Curtis Houck ably locked it down yesterday on how absurd it was for CNN White House reporter Jim Acosta to claim he was taken out of context when he said "people around the country" don't understand Donald Trump calling the media (especially CNN) "Fake News" is an "act."
Try not to miss the official CNN Media Unit doubling down with Acosta, claiming despite the actual quote that Fox is taking Acosta out of context. This is the actual quote:
ACOSTA: The problem is that people around the country don’t know it’s an act. They’re not in on the act and they take what he says very seriously and they take attacks from Sean Spicer and Sarah Sanders and what they do to us on a daily basis very seriously. They don’t have all their faculties in some cases — their elevator might not hit all floors. My concern is that a journalist is going to be hurt one of these days.

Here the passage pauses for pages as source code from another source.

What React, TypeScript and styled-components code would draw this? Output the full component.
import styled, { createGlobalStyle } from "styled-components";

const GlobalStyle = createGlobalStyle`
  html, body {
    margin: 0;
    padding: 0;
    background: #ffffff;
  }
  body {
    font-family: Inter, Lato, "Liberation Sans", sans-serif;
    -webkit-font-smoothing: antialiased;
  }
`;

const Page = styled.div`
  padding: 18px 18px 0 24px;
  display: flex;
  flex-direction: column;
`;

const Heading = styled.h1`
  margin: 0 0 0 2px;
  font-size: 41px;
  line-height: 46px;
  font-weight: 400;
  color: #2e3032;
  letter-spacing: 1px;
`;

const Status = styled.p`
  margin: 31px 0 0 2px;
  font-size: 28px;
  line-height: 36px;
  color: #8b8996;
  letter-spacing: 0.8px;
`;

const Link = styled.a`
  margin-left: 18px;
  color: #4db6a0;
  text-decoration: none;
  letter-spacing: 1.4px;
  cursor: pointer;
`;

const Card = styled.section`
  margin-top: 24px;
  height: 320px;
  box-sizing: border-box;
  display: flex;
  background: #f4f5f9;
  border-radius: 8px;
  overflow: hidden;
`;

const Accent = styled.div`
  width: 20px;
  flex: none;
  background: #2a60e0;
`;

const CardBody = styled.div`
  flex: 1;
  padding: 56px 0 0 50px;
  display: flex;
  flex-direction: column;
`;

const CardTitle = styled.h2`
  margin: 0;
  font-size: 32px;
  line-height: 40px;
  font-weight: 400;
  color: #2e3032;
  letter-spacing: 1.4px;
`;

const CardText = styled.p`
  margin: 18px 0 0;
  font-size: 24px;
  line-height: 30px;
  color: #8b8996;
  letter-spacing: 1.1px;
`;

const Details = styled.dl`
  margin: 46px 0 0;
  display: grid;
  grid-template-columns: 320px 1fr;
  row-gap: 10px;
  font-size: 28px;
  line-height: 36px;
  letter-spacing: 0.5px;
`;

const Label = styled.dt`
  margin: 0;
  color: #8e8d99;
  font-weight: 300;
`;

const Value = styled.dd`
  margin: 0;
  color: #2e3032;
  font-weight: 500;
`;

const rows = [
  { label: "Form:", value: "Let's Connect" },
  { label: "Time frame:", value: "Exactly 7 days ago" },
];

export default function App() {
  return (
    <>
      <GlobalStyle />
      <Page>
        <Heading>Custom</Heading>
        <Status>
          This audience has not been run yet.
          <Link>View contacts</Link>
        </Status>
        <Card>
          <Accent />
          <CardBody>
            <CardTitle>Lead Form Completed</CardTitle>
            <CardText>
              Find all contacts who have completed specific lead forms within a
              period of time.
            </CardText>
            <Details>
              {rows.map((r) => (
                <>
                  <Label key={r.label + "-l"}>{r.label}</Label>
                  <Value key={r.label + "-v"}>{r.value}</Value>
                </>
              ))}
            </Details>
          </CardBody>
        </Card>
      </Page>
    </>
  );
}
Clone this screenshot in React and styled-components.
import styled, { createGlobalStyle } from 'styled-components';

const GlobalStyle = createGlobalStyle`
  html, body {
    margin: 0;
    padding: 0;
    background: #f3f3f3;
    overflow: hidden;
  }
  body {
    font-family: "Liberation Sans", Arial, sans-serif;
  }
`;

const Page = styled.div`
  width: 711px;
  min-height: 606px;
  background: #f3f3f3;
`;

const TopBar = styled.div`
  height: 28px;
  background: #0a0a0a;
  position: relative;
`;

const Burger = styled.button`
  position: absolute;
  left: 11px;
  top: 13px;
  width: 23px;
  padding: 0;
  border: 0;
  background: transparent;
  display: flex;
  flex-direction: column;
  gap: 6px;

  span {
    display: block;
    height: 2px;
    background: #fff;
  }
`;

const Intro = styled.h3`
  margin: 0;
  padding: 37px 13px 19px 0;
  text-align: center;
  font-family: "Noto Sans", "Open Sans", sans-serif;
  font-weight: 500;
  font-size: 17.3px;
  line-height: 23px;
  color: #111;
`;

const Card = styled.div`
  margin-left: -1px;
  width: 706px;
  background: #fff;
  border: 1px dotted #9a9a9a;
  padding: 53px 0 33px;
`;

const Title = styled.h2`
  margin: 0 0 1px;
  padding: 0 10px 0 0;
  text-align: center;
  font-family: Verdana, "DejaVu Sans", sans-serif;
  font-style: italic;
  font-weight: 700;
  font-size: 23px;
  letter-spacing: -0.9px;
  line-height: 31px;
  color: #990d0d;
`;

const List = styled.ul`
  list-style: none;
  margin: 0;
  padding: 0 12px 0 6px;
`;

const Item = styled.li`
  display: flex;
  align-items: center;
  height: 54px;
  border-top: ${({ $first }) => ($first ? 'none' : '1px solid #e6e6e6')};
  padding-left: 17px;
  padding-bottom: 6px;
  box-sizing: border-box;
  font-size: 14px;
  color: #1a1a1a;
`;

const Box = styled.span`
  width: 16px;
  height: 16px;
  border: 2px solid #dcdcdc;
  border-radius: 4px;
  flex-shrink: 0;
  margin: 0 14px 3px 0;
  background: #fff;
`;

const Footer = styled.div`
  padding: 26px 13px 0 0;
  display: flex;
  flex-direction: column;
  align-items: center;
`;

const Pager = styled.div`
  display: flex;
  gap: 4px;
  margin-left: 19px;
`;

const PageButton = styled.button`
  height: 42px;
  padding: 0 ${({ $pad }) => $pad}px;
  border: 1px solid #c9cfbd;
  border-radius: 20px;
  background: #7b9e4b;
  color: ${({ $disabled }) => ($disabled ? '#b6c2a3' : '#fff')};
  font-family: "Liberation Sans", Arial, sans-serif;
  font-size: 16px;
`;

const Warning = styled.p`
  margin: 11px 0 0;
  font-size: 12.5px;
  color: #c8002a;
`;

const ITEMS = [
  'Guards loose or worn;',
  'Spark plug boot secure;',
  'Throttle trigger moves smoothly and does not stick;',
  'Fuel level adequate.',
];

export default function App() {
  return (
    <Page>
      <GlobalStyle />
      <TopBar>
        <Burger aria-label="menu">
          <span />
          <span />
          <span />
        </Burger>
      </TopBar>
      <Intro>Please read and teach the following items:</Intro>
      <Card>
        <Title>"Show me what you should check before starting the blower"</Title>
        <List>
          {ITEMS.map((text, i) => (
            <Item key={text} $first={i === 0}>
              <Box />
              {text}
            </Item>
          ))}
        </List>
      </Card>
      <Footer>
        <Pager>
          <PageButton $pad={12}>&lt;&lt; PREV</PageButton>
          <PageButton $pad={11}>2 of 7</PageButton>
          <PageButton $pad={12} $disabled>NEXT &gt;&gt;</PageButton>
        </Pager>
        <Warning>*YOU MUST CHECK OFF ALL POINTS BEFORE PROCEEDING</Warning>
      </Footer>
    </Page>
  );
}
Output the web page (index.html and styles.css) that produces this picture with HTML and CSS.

Acosta is right that he did not say "Trump voters." He was much broader than that. He said "people around the country." He may have meant "some violent idiots," but that is plainly not what he said. So Brian Stelter and Oliver Darcy tried to claim the apple was a banana.
In his overnight newsletter, Stelter ran an item headlined "Fox twists Acosta's words about threats to journalists: In this Variety mag interview, Jim Acosta referenced the 'conservative meat grinder.' This story is a perfect illustration of it."
So the same network that took an unrecorded, anonymously sourced tip about Trump saying "s---hole countries" and blew it up into 195 on-air profanities in one day is going to lecture about someone else playing fast and loose with quotes and context?
Oliver Darcy's story was also headlined "Fox News twists CNN's Acosta's words about threats to journalists".
Here's how you know Darcy is making a banana cream pie out of the apple of Acosta's quote. He doesn't use it. The only place it appeared in its entirety was in a reproduction of Acosta's tweet. Notice how he chops the transcripts into little banana slices of two words:
Speaking to Variety magazine about what it's like to cover the Trump White House, Acosta commented on the threats journalists doing so often face. He remarked that individuals who might send such threats to reporters "don't know" that the "fake news" attacks from Trump and his allies are "an act."
"They don't have all their faculties in some cases, their elevator might not hit all floors," Acosta said. "My concern is that a journalist is going to be hurt one of these days. Somebody's going to get hurt."
But Fox News and other pro-Trump media organizations twisted Acosta's comments to suggest he was saying Trump voters are not smart.
The funniest part of Darcy's story is this: "A spokesperson for CNN declined to comment beyond Acosta's tweet." As if Darcy and Stelter aren't the actual CNN public-relations attempt on this story?
This network should never lecture anyone else about transparency, or being "Facts First."